**What this task involves**
Take from the listing each line that has the string "index".

-- -- --

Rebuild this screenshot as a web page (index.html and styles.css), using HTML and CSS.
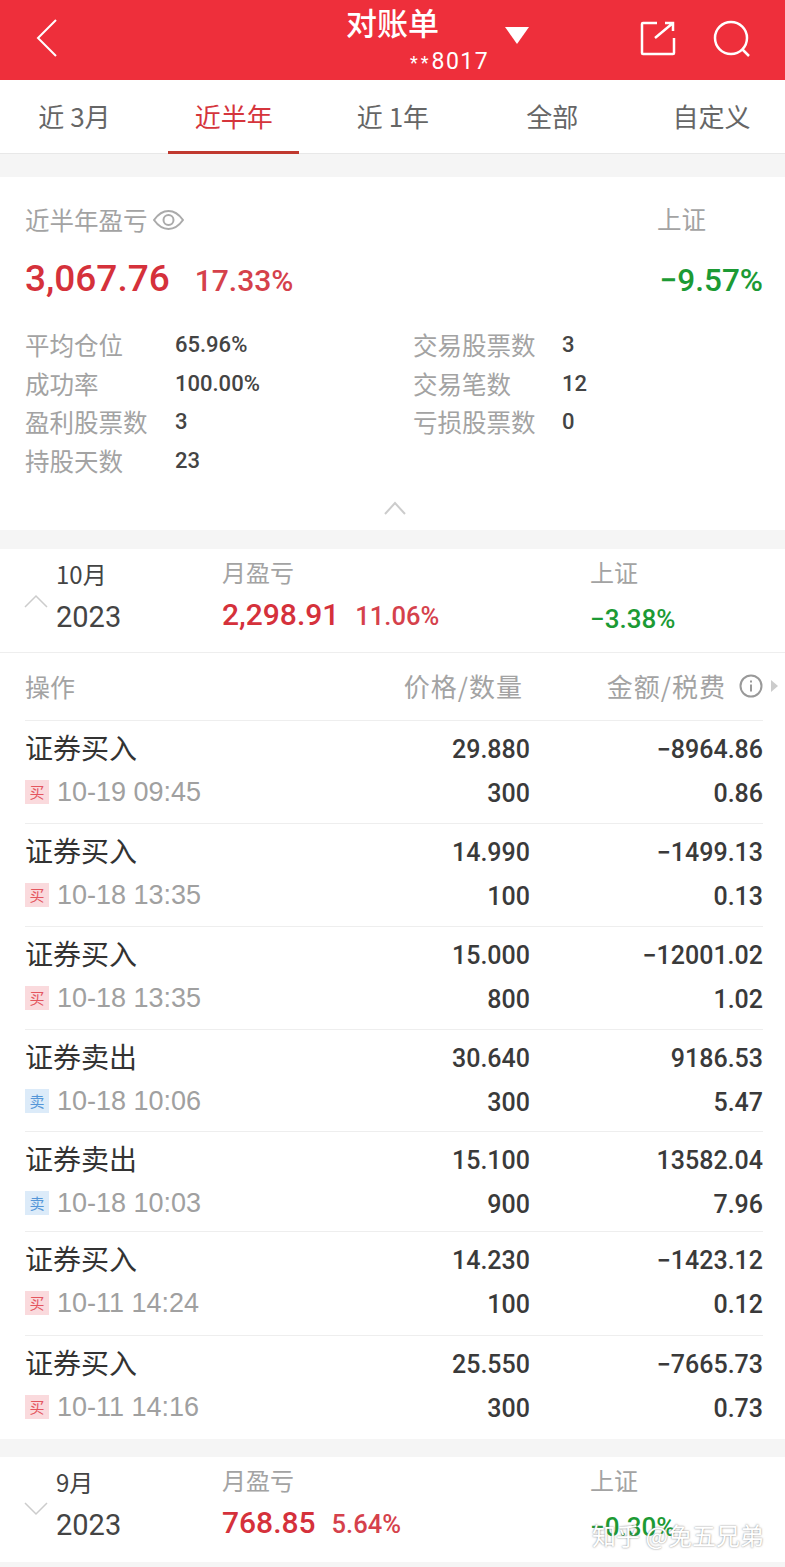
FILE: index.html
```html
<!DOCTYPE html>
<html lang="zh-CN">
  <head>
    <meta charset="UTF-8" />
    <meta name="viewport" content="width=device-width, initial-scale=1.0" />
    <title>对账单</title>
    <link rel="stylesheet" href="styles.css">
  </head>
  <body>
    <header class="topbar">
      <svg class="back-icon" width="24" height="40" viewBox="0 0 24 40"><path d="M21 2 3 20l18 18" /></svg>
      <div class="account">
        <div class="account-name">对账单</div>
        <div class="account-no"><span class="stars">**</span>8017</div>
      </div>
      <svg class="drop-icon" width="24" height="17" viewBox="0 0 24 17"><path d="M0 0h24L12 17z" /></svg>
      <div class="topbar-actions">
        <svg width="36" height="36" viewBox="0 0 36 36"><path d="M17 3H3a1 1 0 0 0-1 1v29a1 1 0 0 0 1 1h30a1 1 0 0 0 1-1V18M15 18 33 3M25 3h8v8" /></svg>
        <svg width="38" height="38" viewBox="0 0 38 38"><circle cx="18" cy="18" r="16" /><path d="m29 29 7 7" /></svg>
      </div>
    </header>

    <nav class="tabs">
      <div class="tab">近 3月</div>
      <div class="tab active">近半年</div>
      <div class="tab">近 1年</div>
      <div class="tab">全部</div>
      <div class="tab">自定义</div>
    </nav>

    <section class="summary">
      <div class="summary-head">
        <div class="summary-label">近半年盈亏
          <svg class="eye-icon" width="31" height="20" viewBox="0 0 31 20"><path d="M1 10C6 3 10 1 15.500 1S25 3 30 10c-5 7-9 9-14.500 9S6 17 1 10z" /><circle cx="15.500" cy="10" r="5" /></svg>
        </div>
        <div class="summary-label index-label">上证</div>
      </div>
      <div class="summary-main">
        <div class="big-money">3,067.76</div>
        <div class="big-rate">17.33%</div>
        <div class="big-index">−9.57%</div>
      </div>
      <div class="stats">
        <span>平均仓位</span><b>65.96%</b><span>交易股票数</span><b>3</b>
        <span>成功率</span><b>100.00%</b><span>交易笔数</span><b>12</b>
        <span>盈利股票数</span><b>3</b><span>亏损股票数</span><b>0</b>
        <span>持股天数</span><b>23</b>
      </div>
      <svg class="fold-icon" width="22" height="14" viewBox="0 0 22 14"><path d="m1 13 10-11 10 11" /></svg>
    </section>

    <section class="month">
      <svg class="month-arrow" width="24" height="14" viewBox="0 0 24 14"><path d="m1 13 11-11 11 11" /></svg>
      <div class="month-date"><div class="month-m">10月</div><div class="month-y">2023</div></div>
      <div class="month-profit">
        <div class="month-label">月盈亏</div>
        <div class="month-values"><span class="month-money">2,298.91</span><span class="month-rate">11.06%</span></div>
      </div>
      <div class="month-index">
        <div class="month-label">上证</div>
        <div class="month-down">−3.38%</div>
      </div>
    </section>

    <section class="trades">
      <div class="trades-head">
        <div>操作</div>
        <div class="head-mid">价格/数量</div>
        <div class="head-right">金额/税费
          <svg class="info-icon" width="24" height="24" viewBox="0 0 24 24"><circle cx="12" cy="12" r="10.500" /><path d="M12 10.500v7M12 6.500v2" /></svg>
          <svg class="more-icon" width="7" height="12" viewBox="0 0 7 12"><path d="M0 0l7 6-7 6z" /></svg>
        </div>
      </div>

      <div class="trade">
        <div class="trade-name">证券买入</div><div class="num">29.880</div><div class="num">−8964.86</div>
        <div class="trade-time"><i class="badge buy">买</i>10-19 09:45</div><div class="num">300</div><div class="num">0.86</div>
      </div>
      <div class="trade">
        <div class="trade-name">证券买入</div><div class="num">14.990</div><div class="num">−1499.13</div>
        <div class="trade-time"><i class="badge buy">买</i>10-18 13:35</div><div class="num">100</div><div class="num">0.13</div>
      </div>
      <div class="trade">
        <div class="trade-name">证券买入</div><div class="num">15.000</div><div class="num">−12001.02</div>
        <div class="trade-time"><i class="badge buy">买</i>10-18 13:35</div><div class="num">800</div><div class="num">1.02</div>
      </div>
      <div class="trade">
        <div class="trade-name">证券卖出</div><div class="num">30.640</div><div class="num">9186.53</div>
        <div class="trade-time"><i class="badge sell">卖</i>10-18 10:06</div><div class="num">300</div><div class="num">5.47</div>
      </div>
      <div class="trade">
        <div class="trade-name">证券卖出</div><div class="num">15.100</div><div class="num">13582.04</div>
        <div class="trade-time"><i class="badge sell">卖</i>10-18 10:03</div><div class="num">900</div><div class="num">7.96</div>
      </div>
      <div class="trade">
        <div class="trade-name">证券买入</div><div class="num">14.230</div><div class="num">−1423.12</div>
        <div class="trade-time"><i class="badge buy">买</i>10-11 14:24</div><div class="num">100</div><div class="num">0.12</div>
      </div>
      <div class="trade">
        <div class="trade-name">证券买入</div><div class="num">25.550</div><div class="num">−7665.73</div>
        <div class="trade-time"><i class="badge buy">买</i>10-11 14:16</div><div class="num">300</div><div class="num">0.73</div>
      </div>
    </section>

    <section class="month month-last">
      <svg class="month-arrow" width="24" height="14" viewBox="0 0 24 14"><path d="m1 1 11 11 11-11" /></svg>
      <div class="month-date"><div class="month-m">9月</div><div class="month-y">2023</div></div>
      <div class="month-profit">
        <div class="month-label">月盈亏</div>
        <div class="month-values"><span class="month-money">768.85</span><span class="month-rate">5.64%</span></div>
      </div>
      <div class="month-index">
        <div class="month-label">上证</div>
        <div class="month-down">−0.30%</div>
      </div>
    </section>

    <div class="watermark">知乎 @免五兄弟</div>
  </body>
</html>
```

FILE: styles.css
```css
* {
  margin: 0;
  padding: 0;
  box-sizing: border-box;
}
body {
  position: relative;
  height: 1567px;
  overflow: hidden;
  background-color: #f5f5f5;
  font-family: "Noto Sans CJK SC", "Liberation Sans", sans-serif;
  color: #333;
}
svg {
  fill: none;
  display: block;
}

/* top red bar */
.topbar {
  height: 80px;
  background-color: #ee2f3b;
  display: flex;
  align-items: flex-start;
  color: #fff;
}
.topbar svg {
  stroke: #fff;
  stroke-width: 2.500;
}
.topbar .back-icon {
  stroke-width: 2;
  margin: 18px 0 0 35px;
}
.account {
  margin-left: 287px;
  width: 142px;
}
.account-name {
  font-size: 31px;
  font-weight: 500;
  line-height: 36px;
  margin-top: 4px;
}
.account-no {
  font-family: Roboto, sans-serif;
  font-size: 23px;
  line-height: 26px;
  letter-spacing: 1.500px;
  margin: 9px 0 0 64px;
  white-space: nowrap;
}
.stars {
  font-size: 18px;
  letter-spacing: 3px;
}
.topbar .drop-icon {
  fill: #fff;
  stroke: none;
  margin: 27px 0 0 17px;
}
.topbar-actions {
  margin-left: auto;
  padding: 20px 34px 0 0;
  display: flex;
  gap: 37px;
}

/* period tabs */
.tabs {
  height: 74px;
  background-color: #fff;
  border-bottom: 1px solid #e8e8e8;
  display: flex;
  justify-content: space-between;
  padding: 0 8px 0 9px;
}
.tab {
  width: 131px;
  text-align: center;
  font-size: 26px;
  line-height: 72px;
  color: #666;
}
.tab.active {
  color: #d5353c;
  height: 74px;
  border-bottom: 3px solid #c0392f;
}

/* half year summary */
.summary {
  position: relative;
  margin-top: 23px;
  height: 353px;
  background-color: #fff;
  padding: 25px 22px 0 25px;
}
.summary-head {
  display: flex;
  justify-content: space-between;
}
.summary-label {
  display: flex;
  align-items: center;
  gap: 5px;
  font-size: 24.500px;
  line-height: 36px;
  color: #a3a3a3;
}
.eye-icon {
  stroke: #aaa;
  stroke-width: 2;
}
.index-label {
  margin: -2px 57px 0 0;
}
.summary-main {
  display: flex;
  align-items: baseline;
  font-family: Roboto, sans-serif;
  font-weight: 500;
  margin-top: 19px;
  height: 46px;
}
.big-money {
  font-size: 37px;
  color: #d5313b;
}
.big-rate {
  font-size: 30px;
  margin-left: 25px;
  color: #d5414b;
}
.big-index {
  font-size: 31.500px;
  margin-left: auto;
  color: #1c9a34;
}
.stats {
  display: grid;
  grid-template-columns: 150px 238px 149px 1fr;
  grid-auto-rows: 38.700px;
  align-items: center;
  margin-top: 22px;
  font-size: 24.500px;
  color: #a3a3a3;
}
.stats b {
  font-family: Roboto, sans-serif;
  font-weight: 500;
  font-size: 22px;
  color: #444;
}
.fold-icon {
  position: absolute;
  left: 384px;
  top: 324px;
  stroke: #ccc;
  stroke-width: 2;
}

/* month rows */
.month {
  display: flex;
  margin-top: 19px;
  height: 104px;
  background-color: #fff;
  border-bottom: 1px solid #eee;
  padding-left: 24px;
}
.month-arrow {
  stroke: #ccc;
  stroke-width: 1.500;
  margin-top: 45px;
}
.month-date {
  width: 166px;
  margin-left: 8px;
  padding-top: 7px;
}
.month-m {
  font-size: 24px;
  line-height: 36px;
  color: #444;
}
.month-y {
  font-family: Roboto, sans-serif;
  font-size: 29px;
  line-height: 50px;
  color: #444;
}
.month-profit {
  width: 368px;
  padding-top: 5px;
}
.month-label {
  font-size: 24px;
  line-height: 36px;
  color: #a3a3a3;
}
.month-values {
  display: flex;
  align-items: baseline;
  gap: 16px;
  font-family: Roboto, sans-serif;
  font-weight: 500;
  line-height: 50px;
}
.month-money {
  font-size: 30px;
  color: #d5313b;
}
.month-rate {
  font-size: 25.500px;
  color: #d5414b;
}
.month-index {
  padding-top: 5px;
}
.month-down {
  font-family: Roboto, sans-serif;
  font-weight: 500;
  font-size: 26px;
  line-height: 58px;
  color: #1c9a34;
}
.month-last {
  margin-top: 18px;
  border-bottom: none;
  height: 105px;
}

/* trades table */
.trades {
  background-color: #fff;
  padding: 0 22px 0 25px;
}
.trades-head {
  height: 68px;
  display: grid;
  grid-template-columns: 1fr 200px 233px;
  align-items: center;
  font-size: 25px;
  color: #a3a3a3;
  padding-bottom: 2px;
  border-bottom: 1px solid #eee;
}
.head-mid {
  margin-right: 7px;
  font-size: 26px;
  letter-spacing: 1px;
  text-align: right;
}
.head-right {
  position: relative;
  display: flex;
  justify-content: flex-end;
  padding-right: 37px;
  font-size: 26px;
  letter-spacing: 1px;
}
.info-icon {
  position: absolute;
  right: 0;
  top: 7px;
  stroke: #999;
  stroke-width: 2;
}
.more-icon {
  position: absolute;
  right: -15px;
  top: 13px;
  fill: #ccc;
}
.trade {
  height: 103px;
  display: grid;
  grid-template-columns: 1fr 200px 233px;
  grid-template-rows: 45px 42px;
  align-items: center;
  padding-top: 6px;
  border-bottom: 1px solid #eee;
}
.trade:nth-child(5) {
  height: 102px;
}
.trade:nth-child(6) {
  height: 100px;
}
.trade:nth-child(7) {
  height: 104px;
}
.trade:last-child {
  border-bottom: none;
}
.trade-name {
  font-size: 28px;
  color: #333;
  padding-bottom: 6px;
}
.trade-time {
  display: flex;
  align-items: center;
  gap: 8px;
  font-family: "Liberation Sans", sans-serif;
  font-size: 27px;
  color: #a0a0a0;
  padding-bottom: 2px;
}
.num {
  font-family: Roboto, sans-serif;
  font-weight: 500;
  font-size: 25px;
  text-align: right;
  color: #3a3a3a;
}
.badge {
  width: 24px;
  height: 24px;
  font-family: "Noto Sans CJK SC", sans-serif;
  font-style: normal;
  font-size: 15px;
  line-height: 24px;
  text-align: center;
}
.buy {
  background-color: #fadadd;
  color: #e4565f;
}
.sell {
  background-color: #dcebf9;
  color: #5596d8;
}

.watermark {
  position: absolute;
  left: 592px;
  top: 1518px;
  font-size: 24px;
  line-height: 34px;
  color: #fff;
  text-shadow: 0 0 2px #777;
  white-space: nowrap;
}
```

-- -- --

**Answer**
Rebuild this screenshot as a web page (index.html and styles.css), using HTML and CSS.
FILE: index.html
        <div class="summary-label index-label">上证</div>
        <div class="big-index">−9.57%</div>
      <div class="month-index">
      <div class="month-index">
.index-label {
.big-index {
.month-index {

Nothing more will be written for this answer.